Another favorite project was a bookplate “exhibition” inspired by Shirley Jackson’s The Haunting of Hill House. A group of twelve cut-paper artists each selected a different passage to illustrate. The novel examines the ideas of “house” and “home,” and each artist found a nonprofit organization in their respective hometown that serves the local houseless population. The proceeds from the bookplates were split twelve ways between the organizations. The amount of money raised by the project was negligible, but for me it was more about the process.

“The Haunting of Hill House” bookplate plate exhibition, The Darkness Within.

There’s always going to be a gap between the world as it is and the world we’d like to live in. I try to exist in a way that makes that gap smaller, even in the tiniest ways.

What obstacles do you run into most consistently in your work? How do you work through them?
I’m typically my own biggest obstacle. Mental health/depression, and physical pain tend to put a damper on my creativity, or at least on making an idea into a reality. For me, making commitments to collaborate with others holding me accountable has been the single most effective means of overcoming depression-induced inertia. And once I’m excited and ready to start working on something, I try not to let arthritis hold me back or frustrate me too much. I simply try to find an alternate means of achieving what I want to achieve.

You work in many media. How do you choose the medium for the message?
It’s definitely dependent upon the “shape” of the story or idea I want to convey, and upon who I want to reach. For handmade objects, it really comes down to the physical limits of my body at that moment. I’ve been super grateful to have found technology (like my ipad and cutting machine) that allow me to continue to express myself when my hands don’t want to cooperate. I’m no longer physically able to spend hours hunched over a worktable, and when my arthritis is really bad I can’t even hold a pencil for longer than a few moments. 

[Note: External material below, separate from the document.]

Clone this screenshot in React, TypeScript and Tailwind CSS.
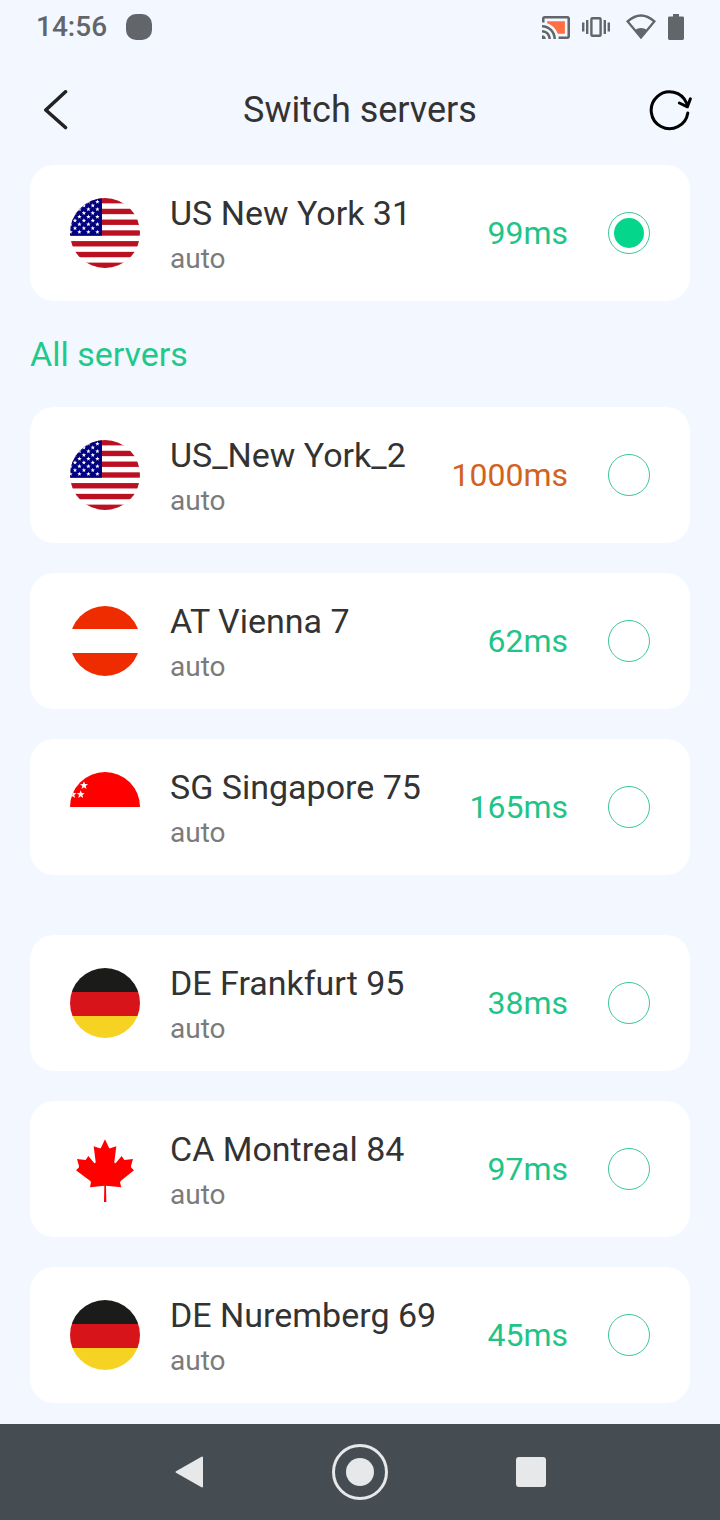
import { useState } from "react"

type Country = "us" | "at" | "sg" | "de" | "ca"

type Server = {
  id: string
  country: Country
  name: string
  mode: string
  ping: number
}

const current: Server = { id: "us-31", country: "us", name: "US New York 31", mode: "auto", ping: 99 }

const serverGroups: Server[][] = [
  [
    { id: "us-2", country: "us", name: "US_New York_2", mode: "auto", ping: 1000 },
    { id: "at-7", country: "at", name: "AT Vienna 7", mode: "auto", ping: 62 },
    { id: "sg-75", country: "sg", name: "SG Singapore 75", mode: "auto", ping: 165 },
  ],
  [
    { id: "de-95", country: "de", name: "DE Frankfurt 95", mode: "auto", ping: 38 },
    { id: "ca-84", country: "ca", name: "CA Montreal 84", mode: "auto", ping: 97 },
    { id: "de-69", country: "de", name: "DE Nuremberg 69", mode: "auto", ping: 45 },
  ],
]

const Star = ({ x, y, r }: { x: number; y: number; r: number }) => {
  const points = []
  for (let i = 0; i < 10; i++) {
    const radius = i % 2 === 0 ? r : r * 0.42
    const angle = (Math.PI / 5) * i - Math.PI / 2
    points.push(`${x + radius * Math.cos(angle)},${y + radius * Math.sin(angle)}`)
  }
  return <polygon points={points.join(" ")} fill="#fff" />
}

const UsFlag = () => {
  const stripe = 70 / 13
  const rows = [1, 2, 3, 4, 5, 6, 7, 8, 9]
  return (
    <>
      <rect width="70" height="70" fill="#fff" />
      {[0, 2, 4, 6, 8, 10, 12].map((i) => (
        <rect key={i} y={i * stripe} width="70" height={stripe} fill="#bb1022" />
      ))}
      <rect width="32" height={stripe * 7} fill="#000080" />
      {rows.map((row) =>
        (row % 2 === 1 ? [0.5, 9.4, 18.4, 27.4] : [5, 13.9, 22.8]).map((x) => (
          <Star key={`${row}-${x}`} x={x} y={row * 3.77} r={2.3} />
        ))
      )}
    </>
  )
}

const flags: Record<Country, React.ReactNode> = {
  us: <UsFlag />,
  at: (
    <>
      <rect width="70" height="23" fill="#ef2b00" />
      <rect y="47" width="70" height="23" fill="#ef2b00" />
    </>
  ),
  sg: (
    <>
      <rect width="70" height="35" fill="#fe0000" />
      <Star x={14} y={13.5} r={4.2} />
      <Star x={10.7} y={22.5} r={4.2} />
      <Star x={2.6} y={22.5} r={4.2} />
    </>
  ),
  de: (
    <>
      <rect width="70" height="24" fill="#1b1b19" />
      <rect y="24" width="70" height="24" fill="#d7141a" />
      <rect y="48" width="70" height="22" fill="#f6d323" />
    </>
  ),
  ca: (
    <path
      transform="scale(0.3333)"
      fill="#fe0000"
      d="M105 16L117 41Q119 44 123 42L139 37L133 84Q134 90 138 86L155 66L163 78L189 75L183 96Q182 99 185 102L192 109L152 141Q149 144 151 149L154 160L108 155L109 204L102 204L103 155L60 160L62 149Q64 144 61 141L18 109L25 102Q28 99 27 96L21 75L47 78L55 66L72 86Q76 90 77 84L71 37L87 42Q91 44 93 41Z"
    />
  ),
}

const Flag = ({ country }: { country: Country }) => (
  <svg viewBox="0 0 70 70" className="size-[70px] shrink-0 rounded-full" aria-hidden="true">
    {flags[country]}
  </svg>
)

const StatusBar = () => (
  <div className="flex h-[54px] items-center justify-between px-9 text-[#626569]">
    <div className="flex items-center gap-[19px]">
      <span className="text-[28px] font-medium leading-8">14:56</span>
      <span className="size-[26px] rounded-[10px] bg-[#626569]" />
    </div>
    <div className="flex items-center gap-3">
      <svg viewBox="1 3 22 18" className="h-[23px] w-7" fill="currentColor" aria-hidden="true">
        <path
          fill="#ff6f43"
          d="M19 7H5v1.63c3.96 1.28 7.09 4.41 8.37 8.37H19V7z"
        />
        <path d="M1 18v3h3c0-1.66-1.34-3-3-3zm0-4v2c2.76 0 5 2.24 5 5h2c0-3.87-3.13-7-7-7zm0-4v2c4.97 0 9 4.03 9 9h2c0-6.08-4.93-11-11-11zm20-7H3c-1.1 0-2 .9-2 2v3h2V5h18v14h-7v2h7c1.1 0 2-.9 2-2V5c0-1.1-.9-2-2-2z" />
      </svg>
      <svg viewBox="0 0 28 20" className="h-5 w-7" fill="currentColor" aria-hidden="true">
        <rect x="0" y="5.5" width="2.4" height="9" />
        <rect x="4" y="3" width="2.4" height="14" />
        <rect x="9.4" y="1.2" width="9.2" height="17.6" rx="1" fill="none" stroke="currentColor" strokeWidth="2.4" />
        <rect x="21.6" y="3" width="2.4" height="14" />
        <rect x="25.6" y="5.5" width="2.4" height="9" />
      </svg>
      <svg viewBox="0 0 30 26" className="ml-1 h-[26px] w-[30px]" aria-hidden="true">
        <path d="M1.6 7.4Q15 -4.6 28.4 7.4L15 23.4Z" fill="none" stroke="currentColor" strokeWidth="2.4" />
        <path d="M8.6 16.2Q15 11.8 21.4 16.2L15 24.5Z" fill="currentColor" />
      </svg>
      <svg viewBox="0 0 16 26" className="h-[26px] w-4" fill="currentColor" aria-hidden="true">
        <path d="M5 0h6v2.4h3.6q1.4 0 1.4 1.4v20.8q0 1.4-1.4 1.4H1.4Q0 26 0 24.6V3.8q0-1.4 1.4-1.4H5z" />
      </svg>
    </div>
  </div>
)

type CardProps = {
  server: Server
  selected: string
  onSelect: (id: string) => void
}

const ServerCard = ({ server, selected, onSelect }: CardProps) => (
  <label className="flex h-[136px] cursor-pointer items-center rounded-3xl bg-white px-10">
    <Flag country={server.country} />
    <span className="ml-[30px] flex min-w-0 flex-1 flex-col gap-2 pt-1">
      <span className="truncate text-[34px] leading-10 text-[#333]">{server.name}</span>
      <span className="text-[28px] leading-9 text-[#7b7b7b]">{server.mode}</span>
    </span>
    <span className={server.ping >= 1000 ? "text-[32px] leading-10 text-[#d2621c]" : "text-[32px] leading-10 text-[#1fc486]"}>
      {server.ping}ms
    </span>
    <input
      type="radio"
      name="server"
      value={server.id}
      checked={selected === server.id}
      onChange={() => onSelect(server.id)}
      className="ml-10 size-[42px] shrink-0 appearance-none rounded-full border border-[#3cc79a] bg-clip-content p-[5px] checked:bg-[#04d78b]"
    />
  </label>
)

const NavigationBar = () => (
  <nav className="flex h-24 items-center justify-center gap-[115px] bg-[#454d52] text-[#e6e8ea]">
    <button type="button" aria-label="Back" className="flex size-14 items-center justify-center">
      <svg viewBox="0 0 28 32" className="h-8 w-7" aria-hidden="true">
        <path d="M1.5 16L27 1.5V30.5Z" fill="currentColor" stroke="currentColor" strokeWidth="2" strokeLinejoin="round" />
      </svg>
    </button>
    <button
      type="button"
      aria-label="Home"
      className="flex size-14 items-center justify-center rounded-full border-3 border-current"
    >
      <span className="size-7 rounded-full bg-current" />
    </button>
    <button type="button" aria-label="Recent apps" className="flex size-14 items-center justify-center">
      <span className="size-[30px] rounded-[3px] bg-current" />
    </button>
  </nav>
)

const App: React.FC = () => {
  const [selected, setSelected] = useState(current.id)

  return (
    <div className="flex min-h-screen flex-col bg-[#f3f7ff] font-[Roboto,sans-serif]">
      <StatusBar />
      <header className="flex h-[111px] items-center justify-between px-7">
        <button type="button" aria-label="Go back" className="flex size-14 items-center justify-center">
          <svg viewBox="0 0 24 40" className="h-10 w-6" aria-hidden="true">
            <path
              d="M21.5 1.8L1.8 20L21.5 37.5"
              fill="none"
              stroke="#222"
              strokeWidth="3.6"
              strokeLinecap="round"
              strokeLinejoin="round"
            />
          </svg>
        </button>
        <h1 className="text-[36px] leading-10 text-[#333]">Switch servers</h1>
        <button type="button" aria-label="Refresh" className="flex w-14 justify-end">
          <svg viewBox="0 0 43 42" className="h-[42px] w-[43px]" aria-hidden="true">
            <g fill="none" stroke="#000" strokeWidth="3" strokeLinecap="round" strokeLinejoin="round">
              <path d="M38.8 24A18.4 18.4 0 1 1 37.6 14.2L38.4 17" />
              <path d="M30.4 14L38.4 17.8L41.4 9.8" />
            </g>
          </svg>
        </button>
      </header>
      <main className="flex-1 px-[30px] pb-5">
        <ServerCard server={current} selected={selected} onSelect={setSelected} />
        <h2 className="py-8 text-[34px] leading-[42px] text-[#1fc98b]">All servers</h2>
        <div className="flex flex-col gap-[60px]">
          {serverGroups.map((group, index) => (
            <ul key={index} className="flex flex-col gap-[30px]">
              {group.map((server) => (
                <li key={server.id}>
                  <ServerCard server={server} selected={selected} onSelect={setSelected} />
                </li>
              ))}
            </ul>
          ))}
        </div>
      </main>
      <NavigationBar />
    </div>
  )
}

export default App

You’ve worked on installations for major cultural institutions and created a tiny-but-mighty museum. Can you have an impact at any scale?
Yes! Any scale. And what better place to start than in your own (literal) front yard? I believe there can be a lot of power in placemaking—changing a nondescript corner into a sort of landmark that draws regular visitors and becomes part of their own neighborhood stories, taking on a life of its own.

 

Storytellers—and artists and creatives in general—are the folks who have the ability to imagine alternate futures that are better and more just, and to convey those ideas to others. This is how we change the world a teeny bit at a time.